» PROBLEM TO WORK ON
All the data should be repeated exactly. Any image in it is left out.

» GIVEN DATA
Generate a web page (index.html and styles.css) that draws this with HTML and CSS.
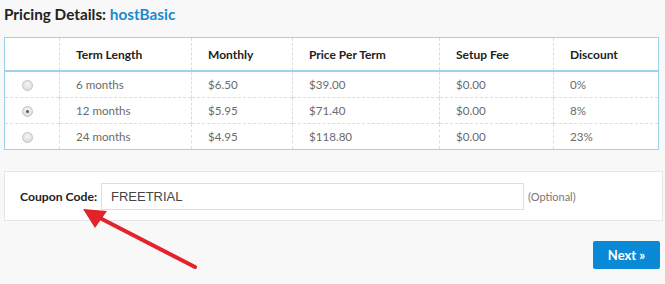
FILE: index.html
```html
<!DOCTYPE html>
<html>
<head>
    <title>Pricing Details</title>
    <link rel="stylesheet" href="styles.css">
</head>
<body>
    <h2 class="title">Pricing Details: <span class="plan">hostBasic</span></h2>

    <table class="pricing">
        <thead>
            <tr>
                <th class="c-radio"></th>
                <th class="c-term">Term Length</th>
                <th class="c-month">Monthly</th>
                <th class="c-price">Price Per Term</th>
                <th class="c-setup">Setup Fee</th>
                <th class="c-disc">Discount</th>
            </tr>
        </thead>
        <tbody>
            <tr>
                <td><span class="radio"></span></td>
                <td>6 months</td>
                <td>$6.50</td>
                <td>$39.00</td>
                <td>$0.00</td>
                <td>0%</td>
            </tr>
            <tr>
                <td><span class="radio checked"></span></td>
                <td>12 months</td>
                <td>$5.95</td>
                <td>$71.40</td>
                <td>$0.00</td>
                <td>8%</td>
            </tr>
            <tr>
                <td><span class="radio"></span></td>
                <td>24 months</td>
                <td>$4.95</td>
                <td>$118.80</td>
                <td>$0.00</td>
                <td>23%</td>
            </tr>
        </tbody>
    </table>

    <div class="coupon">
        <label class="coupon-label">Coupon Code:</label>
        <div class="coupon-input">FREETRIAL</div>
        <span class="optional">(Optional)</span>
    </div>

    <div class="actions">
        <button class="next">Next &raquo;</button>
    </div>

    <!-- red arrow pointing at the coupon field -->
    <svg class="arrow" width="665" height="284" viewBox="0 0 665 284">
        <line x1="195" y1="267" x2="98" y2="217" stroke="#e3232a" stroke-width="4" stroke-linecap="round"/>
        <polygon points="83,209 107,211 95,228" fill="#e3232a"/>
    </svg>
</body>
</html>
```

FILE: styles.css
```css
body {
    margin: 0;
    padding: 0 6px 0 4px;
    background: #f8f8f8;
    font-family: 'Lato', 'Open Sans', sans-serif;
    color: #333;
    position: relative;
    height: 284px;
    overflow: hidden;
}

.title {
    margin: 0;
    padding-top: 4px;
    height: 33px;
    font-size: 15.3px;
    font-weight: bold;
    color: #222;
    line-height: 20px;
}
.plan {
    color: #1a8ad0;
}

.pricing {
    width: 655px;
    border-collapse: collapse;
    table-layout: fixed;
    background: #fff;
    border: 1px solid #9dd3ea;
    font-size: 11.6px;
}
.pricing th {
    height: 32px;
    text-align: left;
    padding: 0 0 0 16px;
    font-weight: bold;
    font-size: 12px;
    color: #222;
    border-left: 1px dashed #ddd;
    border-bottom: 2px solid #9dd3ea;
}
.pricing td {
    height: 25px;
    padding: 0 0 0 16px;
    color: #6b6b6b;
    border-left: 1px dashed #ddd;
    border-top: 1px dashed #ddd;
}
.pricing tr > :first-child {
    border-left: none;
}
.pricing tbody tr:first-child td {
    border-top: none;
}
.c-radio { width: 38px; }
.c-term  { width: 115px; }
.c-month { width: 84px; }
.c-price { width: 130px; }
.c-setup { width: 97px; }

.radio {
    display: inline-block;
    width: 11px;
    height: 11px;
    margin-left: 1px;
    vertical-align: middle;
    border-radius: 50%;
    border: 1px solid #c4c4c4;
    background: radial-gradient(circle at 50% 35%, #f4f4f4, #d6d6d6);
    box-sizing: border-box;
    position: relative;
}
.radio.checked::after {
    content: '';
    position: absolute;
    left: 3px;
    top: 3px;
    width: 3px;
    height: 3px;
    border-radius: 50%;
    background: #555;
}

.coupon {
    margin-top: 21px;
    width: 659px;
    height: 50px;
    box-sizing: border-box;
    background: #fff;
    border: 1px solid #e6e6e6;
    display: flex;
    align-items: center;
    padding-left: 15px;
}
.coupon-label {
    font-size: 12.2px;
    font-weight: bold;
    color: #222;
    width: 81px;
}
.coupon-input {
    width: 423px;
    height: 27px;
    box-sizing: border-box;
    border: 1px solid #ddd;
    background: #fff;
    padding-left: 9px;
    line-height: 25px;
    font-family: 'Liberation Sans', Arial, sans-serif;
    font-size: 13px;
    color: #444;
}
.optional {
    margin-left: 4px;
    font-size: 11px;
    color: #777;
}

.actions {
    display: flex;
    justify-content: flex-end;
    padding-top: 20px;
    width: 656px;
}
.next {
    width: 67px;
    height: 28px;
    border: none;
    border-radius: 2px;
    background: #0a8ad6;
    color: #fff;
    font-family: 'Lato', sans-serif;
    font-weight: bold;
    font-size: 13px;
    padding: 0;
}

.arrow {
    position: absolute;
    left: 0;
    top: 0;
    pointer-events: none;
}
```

» SOLUTION TO THIS TASK
Generate a web page (index.html and styles.css) that draws this with HTML and CSS.
FILE: index.html
```html
<!DOCTYPE html>
<html>
<head>
    <title>Pricing Details</title>
    <link rel="stylesheet" href="styles.css">
</head>
<body>
    <h2 class="title">Pricing Details: <span class="plan">hostBasic</span></h2>

    <table class="pricing">
        <thead>
            <tr>
                <th class="c-radio"></th>
                <th class="c-term">Term Length</th>
                <th class="c-month">Monthly</th>
                <th class="c-price">Price Per Term</th>
                <th class="c-setup">Setup Fee</th>
                <th class="c-disc">Discount</th>
            </tr>
        </thead>
        <tbody>
            <tr>
                <td><span class="radio"></span></td>
                <td>6 months</td>
                <td>$6.50</td>
                <td>$39.00</td>
                <td>$0.00</td>
                <td>0%</td>
            </tr>
            <tr>
                <td><span class="radio checked"></span></td>
                <td>12 months</td>
                <td>$5.95</td>
                <td>$71.40</td>
                <td>$0.00</td>
                <td>8%</td>
            </tr>
            <tr>
                <td><span class="radio"></span></td>
                <td>24 months</td>
                <td>$4.95</td>
                <td>$118.80</td>
                <td>$0.00</td>
                <td>23%</td>
            </tr>
        </tbody>
    </table>

    <div class="coupon">
        <label class="coupon-label">Coupon Code:</label>
        <div class="coupon-input">FREETRIAL</div>
        <span class="optional">(Optional)</span>
    </div>

    <div class="actions">
        <button class="next">Next &raquo;</button>
    </div>

    <!-- red arrow pointing at the coupon field -->
    <svg class="arrow" width="665" height="284" viewBox="0 0 665 284">
        <line x1="195" y1="267" x2="98" y2="217" stroke="#e3232a" stroke-width="4" stroke-linecap="round"/>
        <polygon points="83,209 107,211 95,228" fill="#e3232a"/>
    </svg>
</body>
</html>
```

FILE: styles.css
```css
body {
    margin: 0;
    padding: 0 6px 0 4px;
    background: #f8f8f8;
    font-family: 'Lato', 'Open Sans', sans-serif;
    color: #333;
    position: relative;
    height: 284px;
    overflow: hidden;
}

.title {
    margin: 0;
    padding-top: 4px;
    height: 33px;
    font-size: 15.3px;
    font-weight: bold;
    color: #222;
    line-height: 20px;
}
.plan {
    color: #1a8ad0;
}

.pricing {
    width: 655px;
    border-collapse: collapse;
    table-layout: fixed;
    background: #fff;
    border: 1px solid #9dd3ea;
    font-size: 11.6px;
}
.pricing th {
    height: 32px;
    text-align: left;
    padding: 0 0 0 16px;
    font-weight: bold;
    font-size: 12px;
    color: #222;
    border-left: 1px dashed #ddd;
    border-bottom: 2px solid #9dd3ea;
}
.pricing td {
    height: 25px;
    padding: 0 0 0 16px;
    color: #6b6b6b;
    border-left: 1px dashed #ddd;
    border-top: 1px dashed #ddd;
}
.pricing tr > :first-child {
    border-left: none;
}
.pricing tbody tr:first-child td {
    border-top: none;
}
.c-radio { width: 38px; }
.c-term  { width: 115px; }
.c-month { width: 84px; }
.c-price { width: 130px; }
.c-setup { width: 97px; }

.radio {
    display: inline-block;
    width: 11px;
    height: 11px;
    margin-left: 1px;
    vertical-align: middle;
    border-radius: 50%;
    border: 1px solid #c4c4c4;
    background: radial-gradient(circle at 50% 35%, #f4f4f4, #d6d6d6);
    box-sizing: border-box;
    position: relative;
}
.radio.checked::after {
    content: '';
    position: absolute;
    left: 3px;
    top: 3px;
    width: 3px;
    height: 3px;
    border-radius: 50%;
    background: #555;
}

.coupon {
    margin-top: 21px;
    width: 659px;
    height: 50px;
    box-sizing: border-box;
    background: #fff;
    border: 1px solid #e6e6e6;
    display: flex;
    align-items: center;
    padding-left: 15px;
}
.coupon-label {
    font-size: 12.2px;
    font-weight: bold;
    color: #222;
    width: 81px;
}
.coupon-input {
    width: 423px;
    height: 27px;
    box-sizing: border-box;
    border: 1px solid #ddd;
    background: #fff;
    padding-left: 9px;
    line-height: 25px;
    font-family: 'Liberation Sans', Arial, sans-serif;
    font-size: 13px;
    color: #444;
}
.optional {
    margin-left: 4px;
    font-size: 11px;
    color: #777;
}

.actions {
    display: flex;
    justify-content: flex-end;
    padding-top: 20px;
    width: 656px;
}
.next {
    width: 67px;
    height: 28px;
    border: none;
    border-radius: 2px;
    background: #0a8ad6;
    color: #fff;
    font-family: 'Lato', sans-serif;
    font-weight: bold;
    font-size: 13px;
    padding: 0;
}

.arrow {
    position: absolute;
    left: 0;
    top: 0;
    pointer-events: none;
}
```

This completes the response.